Most of us are afraid of something. For many it’s getting
stuck in a lift, for others it’s flying or seeing nothing between them and a
bull in an open field. Phobias they’re called and, courtesy of a pub quiz, I
came across a really weird one recently – aibohphobia. I’ll tell you what
that’s a fear of later.
My own, or one of them anyway, is ornithophobia: fear of
birds.
Walking through pigeon infested squares makes my flesh
creep, and they seem to know and make an effort to take off close to me and
“buzz” my head as they do so.
I used to dread as a child being taken to neighbours’,
relatives’ or friends’ houses where there was a budgerigar, because usually the
party piece was to let the bird out of its cage to fly around the room. The
trajectory was unpredictable except for one thing: it would make for me. “Oh
you’re so lucky (s)he likes you and wants to sit on your head/shoulder/hand”
would coo the owner. “For why”, thought I, “doubtless to empty themselves on me to distract
me before pecking my eyes out, how is that lucky?”
Lucky is winning the lottery; lucky is finding that the
person you fancy fancies you back; lucky is being taken to a new a restaurant
and discovering that your favourite meal is their speciality. Lucky is definitely
not
being cooped up in a confined space with a feathered, incontinent, flying
dinosaur descendant.
Brown pigeons like to sit on the rail of our small balcony
where clothes are dried and aired. To keep unwanted little visitors out, we
have what my wife calls “strainers”, fine mesh sliding doors which are a barrier
to mosquitos, flies, wasps and, of course in my eyes the most important, small
birds. Like all Beirut flats we have a second, bigger, swishier, more imposing
balcony adjoining the living area. We’ve enclosed it with windows and put in
some furniture to make a second dining and sitting room.
A few days ago, I was sitting where I am now, at my laptop,
typing. I could hear pigeon calls. I’m used to the sound the brown pigeons make
and don’t believe my pulse rate is severely challenged any more by it, thanks
to those strainers. However, this time, the calls seemed louder than normal and
coming from a different direction.
Then I saw it, a pigeon sitting on one of the chairs on the
big balcony, calling to a friend who flew in while I watched. One of the
windows had been left open. My throat dried up, I could taste bile and my
breathing rate went up. That’s it; my worst nightmare come true, birds – plural
– in the house. Memories of Hitchcock’s masterpiece of horror – the Birds –
came into my mind. Then a horrible thought struck me. What about the connecting
doors? Were they open? Was the flat vulnerable to further invasion? Screwing up
what courage I could, I crept through and shut the connecting doors before
further disaster could strike, having dared myself to get from the balcony
items that flying things could knock over and break. I still do not know how I
walked into that space with nothing between me and them.
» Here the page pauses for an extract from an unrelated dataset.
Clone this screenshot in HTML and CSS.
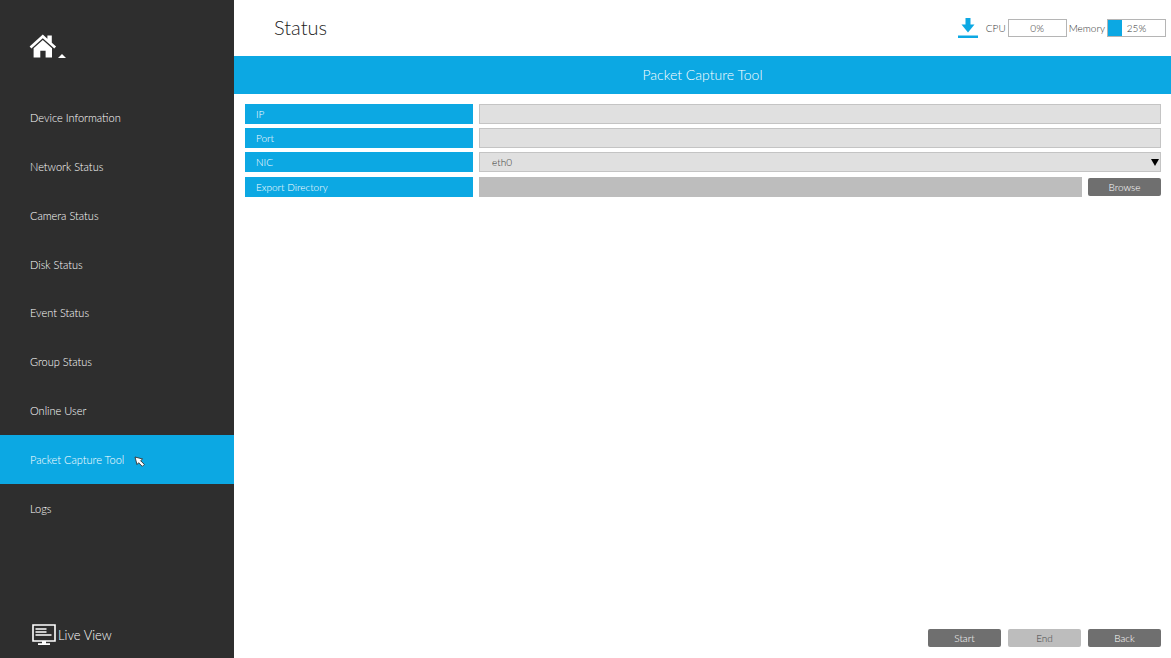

Fine, damage limited, but how to get rid of them and close
the offending open window to prevent further incursions. Of course, the classic
Lebanese solution – get someone else to do it.
I rang our concierge, mercifully a country man, who strode
onto the balcony, chased each bird in turn, captured it in his hands and threw
it out of the open window to fly away unhurt. This left a mass of feathers on
the floor, but I can deal with those once disconnected from their owners. We
shut the window and tried all the others. Money and coke (the Pepsi variety,
careful now) changed hands. And that was the end of that
.
Well, not quite, I now obsessively check each window every
morning. We’re on the seventh floor, so I can’t even pretend it’s to prevent
possible burglar entry.
I promised to tell you what aibohphobia is. Look carefully
and see if you see a clue in the word. Yes, you’ve guessed it, a fear of
palindromes. I wish I had that one instead, there really is no possibility I
can see of being invaded by palindromes through an open window.